Directions for this task
Quote exactly the lines spanning from the top of the data below to the line that contains "const RED = '#e9412a';", including both.
§
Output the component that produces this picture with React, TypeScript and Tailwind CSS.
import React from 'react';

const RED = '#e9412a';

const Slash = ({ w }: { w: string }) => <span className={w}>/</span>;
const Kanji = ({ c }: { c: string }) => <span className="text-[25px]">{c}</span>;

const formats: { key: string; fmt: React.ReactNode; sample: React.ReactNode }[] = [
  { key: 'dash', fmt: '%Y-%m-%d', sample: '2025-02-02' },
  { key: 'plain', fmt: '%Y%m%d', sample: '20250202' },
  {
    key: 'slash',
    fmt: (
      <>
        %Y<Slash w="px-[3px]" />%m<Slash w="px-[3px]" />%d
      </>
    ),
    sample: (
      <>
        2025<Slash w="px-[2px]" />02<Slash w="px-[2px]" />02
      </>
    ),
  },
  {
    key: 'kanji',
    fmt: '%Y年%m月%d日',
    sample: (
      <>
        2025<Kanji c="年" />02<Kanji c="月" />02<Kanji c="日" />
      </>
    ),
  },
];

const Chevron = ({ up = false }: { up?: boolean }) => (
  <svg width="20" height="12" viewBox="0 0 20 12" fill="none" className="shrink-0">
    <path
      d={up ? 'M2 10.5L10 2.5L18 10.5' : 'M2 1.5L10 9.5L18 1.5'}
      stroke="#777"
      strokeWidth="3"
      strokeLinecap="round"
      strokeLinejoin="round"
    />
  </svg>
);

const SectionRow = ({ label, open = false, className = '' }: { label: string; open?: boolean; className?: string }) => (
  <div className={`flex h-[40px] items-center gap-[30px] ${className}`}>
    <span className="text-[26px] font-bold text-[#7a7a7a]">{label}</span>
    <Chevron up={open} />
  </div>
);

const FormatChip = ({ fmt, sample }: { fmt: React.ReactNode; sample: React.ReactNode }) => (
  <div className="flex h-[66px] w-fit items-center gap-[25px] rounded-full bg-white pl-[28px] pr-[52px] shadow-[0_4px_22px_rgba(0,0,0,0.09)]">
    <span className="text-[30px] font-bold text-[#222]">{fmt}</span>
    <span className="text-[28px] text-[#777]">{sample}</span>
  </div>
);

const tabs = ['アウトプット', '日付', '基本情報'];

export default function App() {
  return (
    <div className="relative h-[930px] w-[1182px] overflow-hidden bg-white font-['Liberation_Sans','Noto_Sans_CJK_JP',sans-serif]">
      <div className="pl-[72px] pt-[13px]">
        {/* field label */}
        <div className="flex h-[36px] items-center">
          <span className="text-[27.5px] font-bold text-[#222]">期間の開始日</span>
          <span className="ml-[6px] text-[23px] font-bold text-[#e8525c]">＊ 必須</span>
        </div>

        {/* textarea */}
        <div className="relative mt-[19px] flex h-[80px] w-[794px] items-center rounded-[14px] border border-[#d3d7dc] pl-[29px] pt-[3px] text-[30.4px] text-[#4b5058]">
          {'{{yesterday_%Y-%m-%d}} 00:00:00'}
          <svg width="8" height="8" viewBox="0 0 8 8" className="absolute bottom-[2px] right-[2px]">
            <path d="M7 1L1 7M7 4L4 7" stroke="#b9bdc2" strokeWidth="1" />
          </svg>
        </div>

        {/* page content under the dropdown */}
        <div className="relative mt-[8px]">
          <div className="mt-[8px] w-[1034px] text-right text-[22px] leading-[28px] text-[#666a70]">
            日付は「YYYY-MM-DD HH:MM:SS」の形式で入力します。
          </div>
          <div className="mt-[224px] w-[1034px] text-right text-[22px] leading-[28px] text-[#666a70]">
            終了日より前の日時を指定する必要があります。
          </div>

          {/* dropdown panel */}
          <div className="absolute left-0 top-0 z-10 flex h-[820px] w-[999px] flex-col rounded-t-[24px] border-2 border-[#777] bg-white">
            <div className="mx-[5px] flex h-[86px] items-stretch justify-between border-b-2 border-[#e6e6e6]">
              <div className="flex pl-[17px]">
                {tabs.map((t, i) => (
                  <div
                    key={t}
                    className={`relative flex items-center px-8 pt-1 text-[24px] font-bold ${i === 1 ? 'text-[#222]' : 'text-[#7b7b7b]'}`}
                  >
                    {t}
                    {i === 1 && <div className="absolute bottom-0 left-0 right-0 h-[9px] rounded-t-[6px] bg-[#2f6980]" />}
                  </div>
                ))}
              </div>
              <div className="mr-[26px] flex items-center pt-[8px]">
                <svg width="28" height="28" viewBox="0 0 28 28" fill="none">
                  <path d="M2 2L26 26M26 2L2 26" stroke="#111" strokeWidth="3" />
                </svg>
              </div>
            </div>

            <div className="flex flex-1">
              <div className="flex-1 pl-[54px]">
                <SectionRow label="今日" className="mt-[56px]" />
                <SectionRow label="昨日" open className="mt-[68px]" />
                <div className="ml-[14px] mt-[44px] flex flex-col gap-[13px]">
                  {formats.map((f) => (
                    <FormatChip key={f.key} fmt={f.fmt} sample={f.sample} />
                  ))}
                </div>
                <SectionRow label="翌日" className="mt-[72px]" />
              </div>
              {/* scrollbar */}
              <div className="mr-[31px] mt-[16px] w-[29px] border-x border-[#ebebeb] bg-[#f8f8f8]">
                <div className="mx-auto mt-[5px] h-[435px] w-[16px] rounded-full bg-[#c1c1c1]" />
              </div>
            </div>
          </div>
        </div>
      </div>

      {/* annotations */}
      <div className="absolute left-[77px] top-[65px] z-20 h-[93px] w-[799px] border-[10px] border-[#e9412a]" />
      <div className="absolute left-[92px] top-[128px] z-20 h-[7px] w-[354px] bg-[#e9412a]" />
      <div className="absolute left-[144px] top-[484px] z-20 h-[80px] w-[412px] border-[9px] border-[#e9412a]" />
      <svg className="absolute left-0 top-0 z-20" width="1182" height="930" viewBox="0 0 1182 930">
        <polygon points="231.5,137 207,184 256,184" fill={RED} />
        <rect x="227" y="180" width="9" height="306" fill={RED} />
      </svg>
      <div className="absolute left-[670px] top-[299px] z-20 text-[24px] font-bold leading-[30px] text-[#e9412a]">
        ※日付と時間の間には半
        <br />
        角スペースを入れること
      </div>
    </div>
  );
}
§
Written solution
Output the component that produces this picture with React, TypeScript and Tailwind CSS.
import React from 'react';

const RED = '#e9412a';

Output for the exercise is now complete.